Problem description:
Exclude the pictures, then copy all remaining records exactly.

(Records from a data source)
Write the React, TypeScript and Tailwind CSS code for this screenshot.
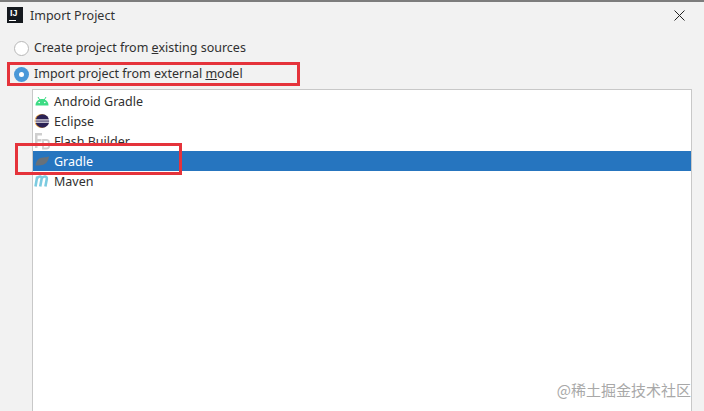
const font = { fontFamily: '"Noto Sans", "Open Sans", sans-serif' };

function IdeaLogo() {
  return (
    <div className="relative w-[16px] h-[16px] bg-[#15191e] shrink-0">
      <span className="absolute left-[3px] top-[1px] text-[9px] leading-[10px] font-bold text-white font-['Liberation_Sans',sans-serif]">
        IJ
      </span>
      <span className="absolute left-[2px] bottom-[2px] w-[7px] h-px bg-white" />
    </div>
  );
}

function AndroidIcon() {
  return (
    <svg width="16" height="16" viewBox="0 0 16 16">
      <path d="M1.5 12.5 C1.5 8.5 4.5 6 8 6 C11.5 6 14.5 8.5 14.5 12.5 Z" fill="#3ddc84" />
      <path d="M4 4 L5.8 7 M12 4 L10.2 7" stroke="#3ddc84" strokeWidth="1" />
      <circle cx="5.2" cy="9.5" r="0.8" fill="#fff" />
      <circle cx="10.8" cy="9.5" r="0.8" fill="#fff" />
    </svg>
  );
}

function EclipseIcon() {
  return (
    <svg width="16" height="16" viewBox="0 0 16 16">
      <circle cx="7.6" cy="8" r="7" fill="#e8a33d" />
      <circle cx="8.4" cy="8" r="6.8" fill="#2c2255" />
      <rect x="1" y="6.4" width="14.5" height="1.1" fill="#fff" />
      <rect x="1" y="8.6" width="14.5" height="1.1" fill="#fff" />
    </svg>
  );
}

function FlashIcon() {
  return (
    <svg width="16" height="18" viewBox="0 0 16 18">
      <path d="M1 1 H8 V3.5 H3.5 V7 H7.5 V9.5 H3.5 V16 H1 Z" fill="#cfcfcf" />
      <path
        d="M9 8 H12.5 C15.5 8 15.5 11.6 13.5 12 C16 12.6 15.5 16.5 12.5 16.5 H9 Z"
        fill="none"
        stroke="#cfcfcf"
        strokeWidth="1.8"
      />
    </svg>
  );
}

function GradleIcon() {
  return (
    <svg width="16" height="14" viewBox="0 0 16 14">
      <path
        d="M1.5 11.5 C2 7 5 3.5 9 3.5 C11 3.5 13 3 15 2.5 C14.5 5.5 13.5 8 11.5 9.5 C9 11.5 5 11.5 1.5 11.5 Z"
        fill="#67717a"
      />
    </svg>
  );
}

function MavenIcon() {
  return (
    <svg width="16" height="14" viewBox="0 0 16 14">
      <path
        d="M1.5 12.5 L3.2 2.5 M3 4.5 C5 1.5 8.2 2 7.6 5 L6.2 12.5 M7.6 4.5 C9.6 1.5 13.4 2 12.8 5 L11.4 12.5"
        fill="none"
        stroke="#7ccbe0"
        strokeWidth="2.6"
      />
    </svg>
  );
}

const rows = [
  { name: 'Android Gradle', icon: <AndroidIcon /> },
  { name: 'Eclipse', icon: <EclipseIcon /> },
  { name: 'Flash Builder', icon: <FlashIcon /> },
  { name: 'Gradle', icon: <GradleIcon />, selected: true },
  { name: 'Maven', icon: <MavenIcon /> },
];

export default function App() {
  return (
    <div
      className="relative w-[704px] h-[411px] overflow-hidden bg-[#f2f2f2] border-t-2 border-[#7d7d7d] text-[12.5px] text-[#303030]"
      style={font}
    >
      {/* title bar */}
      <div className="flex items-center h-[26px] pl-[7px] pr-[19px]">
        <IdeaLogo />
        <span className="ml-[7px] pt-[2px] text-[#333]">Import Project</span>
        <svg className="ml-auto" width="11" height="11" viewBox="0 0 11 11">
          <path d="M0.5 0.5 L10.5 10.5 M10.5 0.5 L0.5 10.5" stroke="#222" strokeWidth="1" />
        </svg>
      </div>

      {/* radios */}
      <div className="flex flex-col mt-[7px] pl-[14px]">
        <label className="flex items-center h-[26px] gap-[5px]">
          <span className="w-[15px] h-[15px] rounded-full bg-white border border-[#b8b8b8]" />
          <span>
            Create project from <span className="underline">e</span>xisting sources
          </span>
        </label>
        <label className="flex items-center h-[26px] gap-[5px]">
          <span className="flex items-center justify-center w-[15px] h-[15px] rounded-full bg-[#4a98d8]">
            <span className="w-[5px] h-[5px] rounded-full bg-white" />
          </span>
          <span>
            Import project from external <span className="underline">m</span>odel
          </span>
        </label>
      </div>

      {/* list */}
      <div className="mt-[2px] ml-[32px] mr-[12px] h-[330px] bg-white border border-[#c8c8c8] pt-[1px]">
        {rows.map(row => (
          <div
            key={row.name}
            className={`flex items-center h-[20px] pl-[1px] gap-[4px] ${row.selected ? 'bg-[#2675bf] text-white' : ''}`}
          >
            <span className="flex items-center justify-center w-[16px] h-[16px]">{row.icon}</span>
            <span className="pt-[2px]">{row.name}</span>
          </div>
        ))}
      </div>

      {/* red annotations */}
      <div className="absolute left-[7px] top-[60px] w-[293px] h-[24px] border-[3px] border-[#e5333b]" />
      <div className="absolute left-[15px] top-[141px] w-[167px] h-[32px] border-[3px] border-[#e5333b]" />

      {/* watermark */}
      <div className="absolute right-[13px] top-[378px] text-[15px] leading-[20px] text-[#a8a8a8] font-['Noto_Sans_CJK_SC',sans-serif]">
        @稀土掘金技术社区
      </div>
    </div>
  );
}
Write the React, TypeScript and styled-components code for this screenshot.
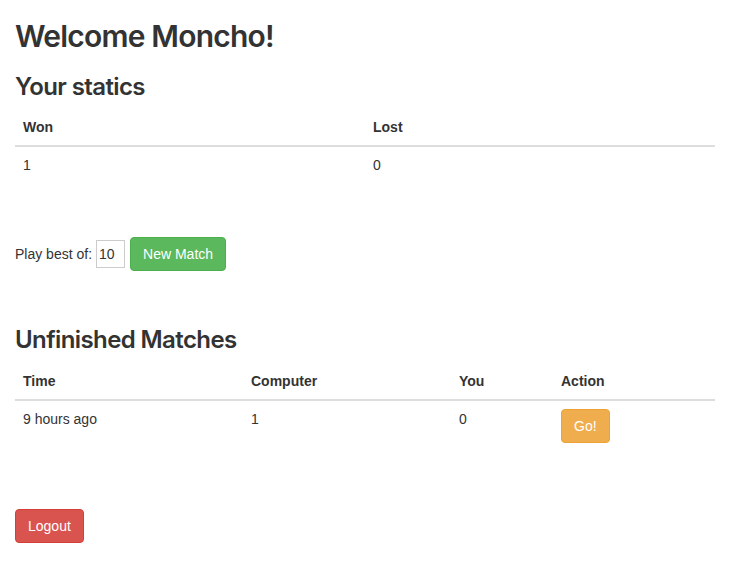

Final result:
Write the React, TypeScript and Tailwind CSS code for this screenshot.
const font = { fontFamily: '"Noto Sans", "Open Sans", sans-serif' };

function IdeaLogo() {
  return (
    <div className="relative w-[16px] h-[16px] bg-[#15191e] shrink-0">
      <span className="absolute left-[3px] top-[1px] text-[9px] leading-[10px] font-bold text-white font-['Liberation_Sans',sans-serif]">
        IJ
      </span>
      <span className="absolute left-[2px] bottom-[2px] w-[7px] h-px bg-white" />
    </div>
  );
}

function AndroidIcon() {
  return (
    <svg width="16" height="16" viewBox="0 0 16 16">
      <path d="M1.5 12.5 C1.5 8.5 4.5 6 8 6 C11.5 6 14.5 8.5 14.5 12.5 Z" fill="#3ddc84" />
      <path d="M4 4 L5.8 7 M12 4 L10.2 7" stroke="#3ddc84" strokeWidth="1" />
      <circle cx="5.2" cy="9.5" r="0.8" fill="#fff" />
      <circle cx="10.8" cy="9.5" r="0.8" fill="#fff" />
    </svg>
  );
}

function EclipseIcon() {
  return (
    <svg width="16" height="16" viewBox="0 0 16 16">
      <circle cx="7.6" cy="8" r="7" fill="#e8a33d" />
      <circle cx="8.4" cy="8" r="6.8" fill="#2c2255" />
      <rect x="1" y="6.4" width="14.5" height="1.1" fill="#fff" />
      <rect x="1" y="8.6" width="14.5" height="1.1" fill="#fff" />
    </svg>
  );
}

function FlashIcon() {
  return (
    <svg width="16" height="18" viewBox="0 0 16 18">
      <path d="M1 1 H8 V3.5 H3.5 V7 H7.5 V9.5 H3.5 V16 H1 Z" fill="#cfcfcf" />
      <path
        d="M9 8 H12.5 C15.5 8 15.5 11.6 13.5 12 C16 12.6 15.5 16.5 12.5 16.5 H9 Z"
        fill="none"
        stroke="#cfcfcf"
        strokeWidth="1.8"
      />
    </svg>
  );
}

function GradleIcon() {
  return (
    <svg width="16" height="14" viewBox="0 0 16 14">
      <path
        d="M1.5 11.5 C2 7 5 3.5 9 3.5 C11 3.5 13 3 15 2.5 C14.5 5.5 13.5 8 11.5 9.5 C9 11.5 5 11.5 1.5 11.5 Z"
        fill="#67717a"
      />
    </svg>
  );
}

function MavenIcon() {
  return (
    <svg width="16" height="14" viewBox="0 0 16 14">
      <path
        d="M1.5 12.5 L3.2 2.5 M3 4.5 C5 1.5 8.2 2 7.6 5 L6.2 12.5 M7.6 4.5 C9.6 1.5 13.4 2 12.8 5 L11.4 12.5"
        fill="none"
        stroke="#7ccbe0"
        strokeWidth="2.6"
      />
    </svg>
  );
}

const rows = [
  { name: 'Android Gradle', icon: <AndroidIcon /> },
  { name: 'Eclipse', icon: <EclipseIcon /> },
  { name: 'Flash Builder', icon: <FlashIcon /> },
  { name: 'Gradle', icon: <GradleIcon />, selected: true },
  { name: 'Maven', icon: <MavenIcon /> },
];

export default function App() {
  return (
    <div
      className="relative w-[704px] h-[411px] overflow-hidden bg-[#f2f2f2] border-t-2 border-[#7d7d7d] text-[12.5px] text-[#303030]"
      style={font}
    >
      {/* title bar */}
      <div className="flex items-center h-[26px] pl-[7px] pr-[19px]">
        <IdeaLogo />
        <span className="ml-[7px] pt-[2px] text-[#333]">Import Project</span>
        <svg className="ml-auto" width="11" height="11" viewBox="0 0 11 11">
          <path d="M0.5 0.5 L10.5 10.5 M10.5 0.5 L0.5 10.5" stroke="#222" strokeWidth="1" />
        </svg>
      </div>

      {/* radios */}
      <div className="flex flex-col mt-[7px] pl-[14px]">
        <label className="flex items-center h-[26px] gap-[5px]">
          <span className="w-[15px] h-[15px] rounded-full bg-white border border-[#b8b8b8]" />
          <span>
            Create project from <span className="underline">e</span>xisting sources
          </span>
        </label>
        <label className="flex items-center h-[26px] gap-[5px]">
          <span className="flex items-center justify-center w-[15px] h-[15px] rounded-full bg-[#4a98d8]">
            <span className="w-[5px] h-[5px] rounded-full bg-white" />
          </span>
          <span>
            Import project from external <span className="underline">m</span>odel
          </span>
        </label>
      </div>

      {/* list */}
      <div className="mt-[2px] ml-[32px] mr-[12px] h-[330px] bg-white border border-[#c8c8c8] pt-[1px]">
        {rows.map(row => (
          <div
            key={row.name}
            className={`flex items-center h-[20px] pl-[1px] gap-[4px] ${row.selected ? 'bg-[#2675bf] text-white' : ''}`}
          >
            <span className="flex items-center justify-center w-[16px] h-[16px]">{row.icon}</span>
            <span className="pt-[2px]">{row.name}</span>
          </div>
        ))}
      </div>

      {/* red annotations */}
      <div className="absolute left-[7px] top-[60px] w-[293px] h-[24px] border-[3px] border-[#e5333b]" />
      <div className="absolute left-[15px] top-[141px] w-[167px] h-[32px] border-[3px] border-[#e5333b]" />

      {/* watermark */}
      <div className="absolute right-[13px] top-[378px] text-[15px] leading-[20px] text-[#a8a8a8] font-['Noto_Sans_CJK_SC',sans-serif]">
        @稀土掘金技术社区
      </div>
    </div>
  );
}
Write the React, TypeScript and styled-components code for this screenshot.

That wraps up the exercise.